Robin Wright will speak on Middle Eastern upheaval in Nov. 1 talk at Iowa State

AMES, Iowa -- Journalist and foreign policy analyst Robin Wright will discuss trends and policy in the Arab world during a talk at Iowa State University.

"Rock the Casbah: Rage and Rebellion Across the Islamic World" will be at 8 p.m. Thursday, Nov. 1, in the Memorial Union Great Hall. Wright's talk, which is part of the university's World Affairs Series, is free and open to the public.

Wright is the author of a book by the same name, which won the 2012 Overseas Press Club Award for Best Book on International Affairs. As a United States Institute for Peace Senior Fellow and a Wilson Center Distinguished Scholar, Wright's projects explore new trends in the Islamic world that will be a major policy challenge for the United States and the West, including the Arab revolts, the rise of political Islam and the counter-jihad against extremism.

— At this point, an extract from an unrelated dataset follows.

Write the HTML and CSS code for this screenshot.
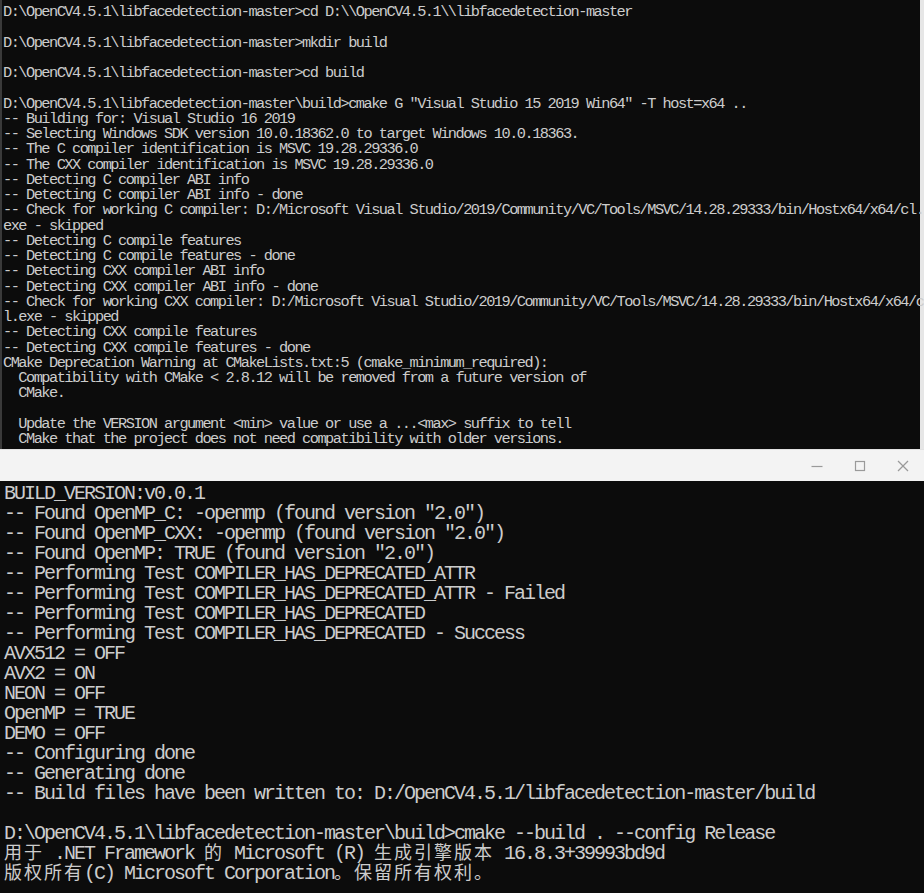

Reporting from  more than 140 countries on six continents, Wright has worked for The Washington Post, Los Angeles Times, The Sunday Times of London, CBS News and The Christian Science Monitor. She also has written for The Atlantic Monthly, The New York Times Magazine, TIME, The Wall Street Journal, Foreign Affairs, Foreign Policy, The International Herald Tribune and others. Her foreign tours include the Middle East, Europe, Africa and several years as a roving foreign correspondent in Latin America and Asia. She most recently covered U.S. foreign policy for The Washington Post.

Wright also wrote "The Islamists are Coming: Who They Really Are" and “Dreams and Shadows: The Future of the Middle East,” which The New York Times and The Washington Post selected as a notable book of 2008. She also edited “The Iran Primer: Power, Politics and U.S. Policy.”

Wright received the National Magazine Award for reportage from Iran in The New Yorker, and the U.N. Correspondents Gold Medal. The American Academy of Diplomacy selected her as the journalist of the year for her “distinguished reporting and analysis of international affairs.” She also won the National Press Club Award for diplomatic reporting and received a John D. and Catherine T. MacArthur Foundation grant.

In addition to a long career in journalism, Wright has been a fellow at the Brookings Institution, the Carnegie Endowment for International Peace, Yale University, Duke University and Stanford University, among others.

Wright's lecture is cosponsored by the World Affairs Series and the Committee on Lectures, which is funded by the Government of the Student Body. More information on ISU lectures is available online at http://www.lectures.iastate.edu, or by calling 515-294-9935.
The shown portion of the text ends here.